A few years ago, the idea that Target and Walmart would publicly chat about having the same strategy would have seemed odd—the retail titans are notoriously tight-lipped about their tactics, particularly when it comes to giving the other intel on what they’re doing.
But as Amazon’s dominance continues to grow, stealing shoppers away from brands’ ecommerce sites, an intriguing partnership today with Google offers a look at how retailers could be more willing to put their differences aside and work together to fend off Amazon’s encroaching competition. While Google said that it will keep the two partnerships separate from a data-sharing perspective, the deals show how major retailers are willing to back the same initiatives for the sake of shaking off Amazon.
“These partnerships aren’t about voice—they’re really more symbolic of the fact that major retailers are willing to partner with Google in the fight against Amazon,” said Cooper Smith, director of Amazon research at L2. “Brands and retailers need to scale their audiences in order to compete against Amazon online, and Google can offer them that. We’re in the beginning stages of what eventually could be a legitimate alternative to Amazon.”
Today Target announced that it’s making its inventory available on Google Express, the shopping service that also counts Costco, Kohl’s and Walgreens as clients. Consumers will also be able to ask Google Assistant, which is plugged into its Google Home devices, to order products.
By next year, shoppers that use Target’s credit card to purchase items will save 5 percent on orders from Google Express. The retailer also plans to build out a capability that allows consumers to link their Target.com accounts to Google to receive personalized product recommendations.
In August, Walmart announced a similar voice deal with Google that allows consumers to purchase “hundreds of thousands of items” by linking a website account to Google Assistant. Over time, Google’s technology can remember which products, sizes and flavors someone regularly buys to make check out a bit faster.
Now, Walmart and Target will somewhat compete on terms—or keywords—that consumers order from Google. For example, if someone asks Google Home to order detergent and they shop from Target more frequently than Walmart, Google will surface product recommendations from Target.
“This is clearly a chain reaction to the Amazon acquisition of Whole Foods,” said Mario Natarelli, managing partner at MBLM. “Google’s expertise founded around search gives them a profound understanding of consumer intent—they probably know more about what people are specifically searching for than any other company. Finding ways to bridge that with what Walmart or Target understands around satisfying demand seems like a potentially powerful partnership.”
In terms of data-sharing and the possible conflicts of interest of working with both Target and Walmart, a Google representative said that “privacy is a top priority at Google.”
The rep added that, “Data-sharing for the purposes of personalized shopping recommendations or anything else is between Google and the respective retailer.”
Still, Natarelli said that Google’s ties to both retailers is bound to have challenges.
“Since the bulk of [Google’s] business is selling search to advertisers, how they then court or future a relationship with two major retailers creates an inherent channel conflict with other retailers,” he said.
While there’s a lot of buzz around voice, the space is still small because the devices aren’t mainstream with consumers and skills require a different level of expertise than most marketers have.
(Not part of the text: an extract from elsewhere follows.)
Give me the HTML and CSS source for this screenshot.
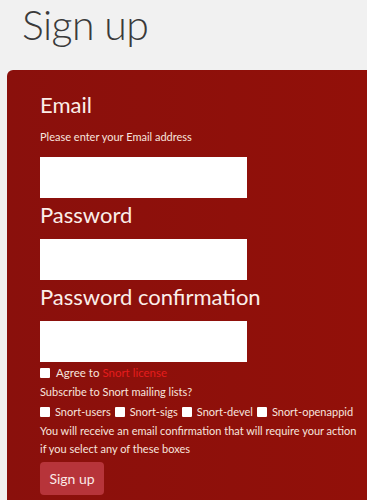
FILE: index.html
```html
<!DOCTYPE html>
<html>
<head>
<meta charset="utf-8">
<link rel="stylesheet" href="styles.css">
</head>
<body>
<h1 class="page-title">Sign up</h1>
<form class="panel">
  <label class="field-label first">Email</label>
  <p class="hint">Please enter your Email address</p>
  <input class="text-input" type="text">
  <label class="field-label">Password</label>
  <input class="text-input" type="password">
  <label class="field-label">Password confirmation</label>
  <input class="text-input" type="password">
  <div class="check-row agree"><span class="box"></span><span>Agree to <a class="license" href="#">Snort license</a></span></div>
  <p class="line">Subscribe to Snort mailing lists?</p>
  <div class="check-row lists">
    <span class="box"></span><span class="opt">Snort-users</span>
    <span class="box"></span><span class="opt">Snort-sigs</span>
    <span class="box"></span><span class="opt">Snort-devel</span>
    <span class="box"></span><span class="opt">Snort-openappid</span>
  </div>
  <p class="line notice">You will receive an email confirmation that will require your action if you select any of these boxes</p>
  <button class="submit" type="button">Sign up</button>
</form>
</body>
</html>
```

FILE: styles.css
```css
html, body {
  margin: 0;
  padding: 0;
  background: #f1f1f1;
  overflow: hidden;
  font-family: "Lato", "DejaVu Sans", sans-serif;
}
.page-title {
  margin: 0;
  padding: 0 0 0 22px;
  height: 70px;
  line-height: 50px;
  font-size: 41px;
  font-weight: 300;
  color: #3a3a3a;
  letter-spacing: -0.6px;
}
.panel {
  margin-left: 7px;
  padding: 20px 10px 4px 33px;
  border-radius: 6px 0 0 0;
  background: linear-gradient(90deg, #8a100c 0%, #921009 100%);
  color: #f7e4de;
  display: flex;
  flex-direction: column;
  align-items: flex-start;
  min-height: 430px;
  box-sizing: border-box;
}
.panel > * { flex-shrink: 0; }
.field-label {
  font-size: 22px;
  line-height: 30px;
  font-weight: 400;
  color: #fbeee9;
  margin: 2px 0 9px;
}
.field-label.first { margin: 0; }
.hint {
  margin: 8px 0 11px;
  font-size: 11px;
  line-height: 18px;
}
.text-input {
  width: 207px;
  height: 41px;
  box-sizing: border-box;
  border: none;
  background: #fff;
  margin: 0;
}
.check-row {
  display: flex;
  align-items: center;
  font-size: 11.5px;
  line-height: 18px;
  white-space: nowrap;
}
.agree { margin-top: 2px; gap: 6px; }
.box {
  width: 10px;
  height: 10px;
  background: #fff;
  border-radius: 1px;
  display: inline-block;
  flex-shrink: 0;
}
.lists { margin-top: 2px; font-size: 11px; }
.lists .box { margin-right: 5px; }
.lists .opt { margin-right: 4px; }
.license { color: #e51d1d; text-decoration: none; }
.line {
  margin: 1px 0 0;
  font-size: 11px;
  line-height: 18px;
}
.notice { margin-top: 1px; }
.submit {
  margin-top: 4px;
  width: 64px;
  height: 33px;
  border: none;
  border-radius: 4px;
  background: #b7343a;
  color: #fbe9e7;
  font-family: inherit;
  font-size: 14px;
}
```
A study released earlier this week found that only 15 percent of business-to-business marketers have developed voice skills for Amazon Alexa while another 23 percent said that they planned to roll out voice skills later this year.
Michael Levine, vp of marketing at Photon, said that with both Walmart and Target now developing voice-enabled features, it’s only a matter of time until they have to out-bid each other to own categories that they both sell like consumer-packaged goods and personal-goods brands. For example, when someone asks Google Assistant to add shampoo to their shopping list, the brands will have to compete with each other through paid ads to pull that person into their voice experience—much like search advertising.
“With two retailers on board, monetization of keywords like ‘shampoo’ will now start to happen,” he said. “Even if the shopper’s preference is Target, at some point you will hear Google inform the shopper that it’s cheaper via Walmart and Walmart will be enabling that not only on price but via a paid voice ad.”
L2’s Smith noted that Google’s dominance in advertising gives it a heads-up over Amazon. “Sure, Google offers some services in the transportation and retail space, but Google isn’t out there manufacturing private label groceries like Amazon,” he said. “When you think of the reach and advertising Google can layer onto these retail partnerships, I’m sure more brands and retailers will be exploring similar deals with Google in the near future.”